Newfoundland once again is there for the mining, for the purpose of extracting by people who come from elsewhere. Newfoundlanders could do it themselves. Newfoundlanders can develop the mines and the forest and they can write entertaining stories about their society and about their language and about their insular and unique customs. However Newfoundlanders seem to have the remnants of the white aboriginal spirit that must stem from the ancient Celts, Angles and Saxons who populated the British Isles and who are the ancestors of Newfoundlanders. The aboriginal urge is to leave the land alone, to let the land lie and to enjoy the land as it is. Unfortunately this often involves just letting the shovels lie on the surface without digging in. This is the way that it was in 1920 when British industrialists farmed the forests and put the paper mills in Grand Falls and Corner Brook. This is the way it was in the 1950's when the ground was laid bare in Labrador for the great iron mines in, what was then, Carol Lake (now Labrador City) and Wabush. It is that way now when Annie Proulx with her faithful guide George Story ,through the astute use of his Dictionary of Newfoundland English, comes to Newfoundland, lives among the natives and writes an exquisitely accurate best seller.
Why does the name of that book escape me? Why am I writing in the first person trying to remember the name of a book written about Newfoundland, written in the same way that a travel text is written, written well, written onto the best seller lists of New York and ultimately extracting Newfoundland energy and Newfoundland resources from Newfoundlanders. Why can't I remember the name of that book? I will look it up and I will buy the book from the best seller list of Coles Book Store. I will make a point to buy it from a Coles Book Store, the pedestrian streetside book vendor that we commoners patronize. I will contribute a few more cents to the royalties of Annie Proulx. Maybe that is a title for a new book. I will write a book and I will title it "The Royalties of Annie Proulx".
The Celts, the Angles and the Saxons are in my blood today. They are thrashing around, they are surging, they are saying: "Re- embrace the land. You survived when others failed. You went against His Majesty, you climbed among the rocks and you spread our ancient culture and our ancient rites to the new land. You moved west. You are the last of the white nomads. You are our tribal heirs, you are anarchy. You are left alone to practice the ancient rituals. You must not let the King's people take away our spirits, you must protect us, you must protect yourself and you must go on. Embrace the land."
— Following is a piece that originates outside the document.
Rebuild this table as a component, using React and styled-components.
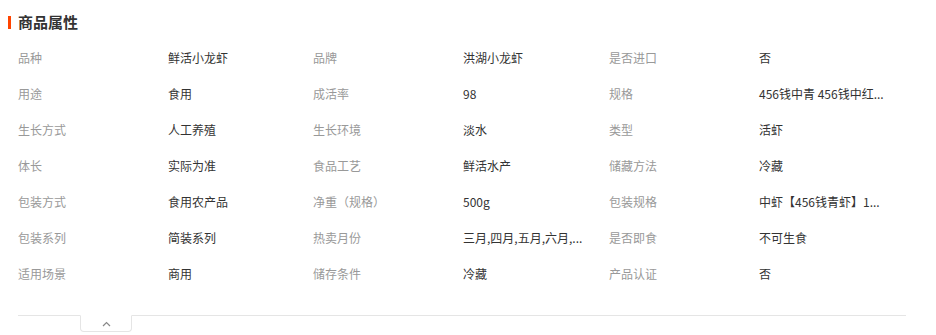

A long evening in June draws to a close. The sun hangs longer in the sky today than any other day. Over the water, still a tinge of blue, the sun sets, growing orange, already ebbing away at the daylight until the windy fall. Salt spray wafts inland, a perfume from the ages and a perfect marker for the summer solstice. When night comes down, there comes the realization that already with summer only barely begun in this coastal land, that the sun is already receding. The days are already growing shorter even as the land warms and summer lends her hand to briefly warm the ancient spirits of this granite marsh.
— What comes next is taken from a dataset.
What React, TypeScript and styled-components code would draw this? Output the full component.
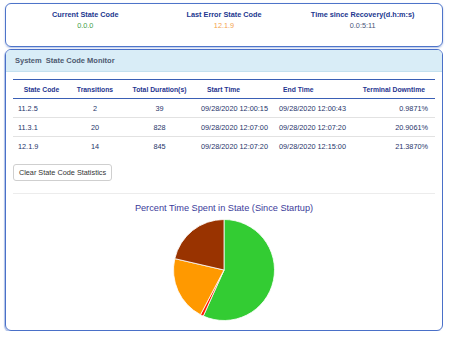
import React from "react"
import styled, { createGlobalStyle } from "styled-components"

const GlobalStyle = createGlobalStyle`
  html, body {
    margin: 0;
    padding: 0;
    background: #ffffff;
    font-family: "Liberation Sans", Arial, sans-serif;
  }
`

const Page = styled.div`
  width: 450px;
  padding: 3px 7px 0 5px;
  box-sizing: border-box;
  display: flex;
  flex-direction: column;
  gap: 2px;
`

const StatusBar = styled.div`
  height: 44px;
  box-sizing: border-box;
  border: 1px solid #4e74c9;
  border-radius: 6px;
  box-shadow: 0 1px 2px rgba(78, 116, 201, 0.45);
  display: grid;
  grid-template-columns: repeat(3, 1fr);
  padding: 6px 10px 0;
`

const StatusItem = styled.div`
  display: flex;
  flex-direction: column;
  align-items: center;
  gap: 2px;
`

const StatusLabel = styled.div`
  font-size: 7.3px;
  font-weight: bold;
  color: #22378f;
  line-height: 9px;
`

const StatusValue = styled.div<{ $color: string }>`
  font-size: 7.3px;
  color: ${({ $color }) => $color};
  line-height: 9px;
`

const Panel = styled.div`
  height: 282px;
  box-sizing: border-box;
  border: 1px solid #4a70c8;
  border-radius: 6px;
  box-shadow: -1px 1px 1px rgba(74, 112, 200, 0.45);
  overflow: hidden;
  display: flex;
  flex-direction: column;
`

const PanelHeader = styled.div`
  height: 21px;
  flex-shrink: 0;
  background: #d9edf7;
  border-bottom: 1px solid #c4e1ef;
  display: flex;
  align-items: center;
  padding-left: 9px;
  font-size: 7.5px;
  font-weight: bold;
  color: #4e5a70;
  white-space: pre;
`

const PanelBody = styled.div`
  padding: 7px 7px 0;
  display: flex;
  flex-direction: column;
`

const COLS = "57px 50px 79px 76px 80px 80px"

const Table = styled.div`
  display: grid;
  grid-template-columns: ${COLS};
  border-top: 1.5px solid #3a5fb5;
`

const HeadCell = styled.div<{ $align: string; $pad: string }>`
  height: 18px;
  display: flex;
  align-items: center;
  justify-content: ${({ $align }) => $align};
  padding: ${({ $pad }) => $pad};
  font-size: 6.8px;
  font-weight: bold;
  color: #1f3590;
  border-bottom: 1.5px solid #3a5fb5;
`

const Cell = styled.div<{ $align: string; $pad: string; $last?: boolean }>`
  height: 18px;
  display: flex;
  align-items: center;
  justify-content: ${({ $align }) => $align};
  padding: ${({ $pad }) => $pad};
  font-size: 7.3px;
  color: #26346a;
  border-bottom: ${({ $last }) => ($last ? "none" : "1px solid #e2e2e2")};
  white-space: nowrap;
`

const ClearButton = styled.button`
  align-self: flex-start;
  margin-top: 9px;
  height: 17px;
  width: 99px;
  padding: 0;
  background: #ffffff;
  border: 1px solid #cfcfcf;
  border-radius: 3px;
  font-family: "Liberation Sans", Arial, sans-serif;
  font-size: 7.3px;
  color: #333333;
`

const Divider = styled.div`
  margin-top: 12px;
  height: 0;
  border-top: 1px solid #ececec;
`

const ChartTitle = styled.div`
  margin-top: 9px;
  text-align: center;
  font-size: 9.2px;
  color: #3b3b9a;
  line-height: 11px;
`

const PieWrap = styled.div`
  display: flex;
  justify-content: center;
  margin-top: 4px;
`

type Col = { head: string; hAlign: string; hPad: string; dAlign: string; dPad: string }

const columns: Col[] = [
  { head: "State Code", hAlign: "center", hPad: "0", dAlign: "flex-start", dPad: "0 0 0 5px" },
  { head: "Transitions", hAlign: "center", hPad: "0", dAlign: "center", dPad: "0" },
  { head: "Total Duration(s)", hAlign: "center", hPad: "0", dAlign: "center", dPad: "0" },
  { head: "Start Time", hAlign: "flex-start", hPad: "0 0 0 8px", dAlign: "flex-start", dPad: "0 0 0 2px" },
  { head: "End Time", hAlign: "flex-start", hPad: "0 0 0 8px", dAlign: "flex-start", dPad: "0 0 0 4px" },
  { head: "Terminal Downtime", hAlign: "flex-end", hPad: "0 10px 0 0", dAlign: "flex-end", dPad: "0 7px 0 0" },
]

const rows = [
  ["11.2.5", "2", "39", "09/28/2020 12:00:15", "09/28/2020 12:00:43", "0.9871%"],
  ["11.3.1", "20", "828", "09/28/2020 12:07:00", "09/28/2020 12:07:20", "20.9061%"],
  ["12.1.9", "14", "845", "09/28/2020 12:07:20", "09/28/2020 12:15:00", "21.3870%"],
]

const slices = [
  { value: 56.7198, color: "#33cc33" },
  { value: 0.9871, color: "#ff1a00" },
  { value: 20.9061, color: "#ff9900" },
  { value: 21.387, color: "#993300" },
]

const PieChart: React.FC = () => {
  const r = 50.5
  const c = 52
  let start = 0
  return (
    <svg width={104} height={104} viewBox="0 0 104 104">
      {slices.map((s, i) => {
        const a0 = (start / 100) * Math.PI * 2
        start += s.value
        const a1 = (start / 100) * Math.PI * 2
        const x0 = c + r * Math.sin(a0)
        const y0 = c - r * Math.cos(a0)
        const x1 = c + r * Math.sin(a1)
        const y1 = c - r * Math.cos(a1)
        const large = a1 - a0 > Math.PI ? 1 : 0
        return (
          <path
            key={i}
            d={`M${c},${c} L${x0},${y0} A${r},${r} 0 ${large} 1 ${x1},${y1} Z`}
            fill={s.color}
            stroke="#ffffff"
            strokeWidth={0.8}
          />
        )
      })}
    </svg>
  )
}

export default function App() {
  return (
    <>
      <GlobalStyle />
      <Page>
        <StatusBar>
          <StatusItem>
            <StatusLabel>Current State Code</StatusLabel>
            <StatusValue $color="#3e9e46">0.0.0</StatusValue>
          </StatusItem>
          <StatusItem>
            <StatusLabel>Last Error State Code</StatusLabel>
            <StatusValue $color="#f4a34e">12.1.9</StatusValue>
          </StatusItem>
          <StatusItem>
            <StatusLabel>Time since Recovery(d.h:m:s)</StatusLabel>
            <StatusValue $color="#4a5578">0.0:5:11</StatusValue>
          </StatusItem>
        </StatusBar>

        <Panel>
          <PanelHeader>{"System  State Code Monitor"}</PanelHeader>
          <PanelBody>
            <Table>
              {columns.map(col => (
                <HeadCell key={col.head} $align={col.hAlign} $pad={col.hPad}>
                  {col.head}
                </HeadCell>
              ))}
              {rows.map((row, ri) =>
                row.map((val, ci) => (
                  <Cell
                    key={`${ri}-${ci}`}
                    $align={columns[ci].dAlign}
                    $pad={columns[ci].dPad}
                    $last={ri === rows.length - 1}
                  >
                    {val}
                  </Cell>
                ))
              )}
            </Table>
            <ClearButton>Clear State Code Statistics</ClearButton>
            <Divider />
            <ChartTitle>Percent Time Spent in State (Since Startup)</ChartTitle>
            <PieWrap>
              <PieChart />
            </PieWrap>
          </PanelBody>
        </Panel>
      </Page>
    </>
  )
}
The foggy fall will have at us soon. Maybe even in July when we expect it, but when we regret it the most. We hear hollow, silent murmurs strangely like cackles and chuckles as those who came before us remind us that these wet, cold fogs are like armament that kept away the invaders for all these centuries. In our bones, in our kneecaps and elbows and in our sinuses we understand and we move on tolerating the mist, tolerating the damp and waiting for that brief blue glimpse that lets us know that the fog bank moves on and the bright sunny uplands are possible again.
Here comes a shaggy pony, tiny by horse standards and running wild, no bridle and simply free in the brief dryness of summer and heading straight for the shoreline. Three of his friends are already there as they romp in the shoals, and swim in the shallow water of the sea. Spooked now by my presence, they thunder back to the level sand and surge on galloping in a shaggy symmetry toward the summer crisp boglands.
There are people in this piece, but the people keep to themselves, they move along the land, around the land and with the land. They pull rowboats around the flat water and they drive murmuring cars along the banks stopping and often looking outward, looking out to sea, looking eastward, looking inward, enjoying High Summer before the damn thing even gets going. June 21, what a day for Annie Proulx to be mining. What a day for Annie Proulx to be prospecting. What a day for Annie Proulx to be collecting. What a day for Annie Proulx to be guided. What a day. The day moves on.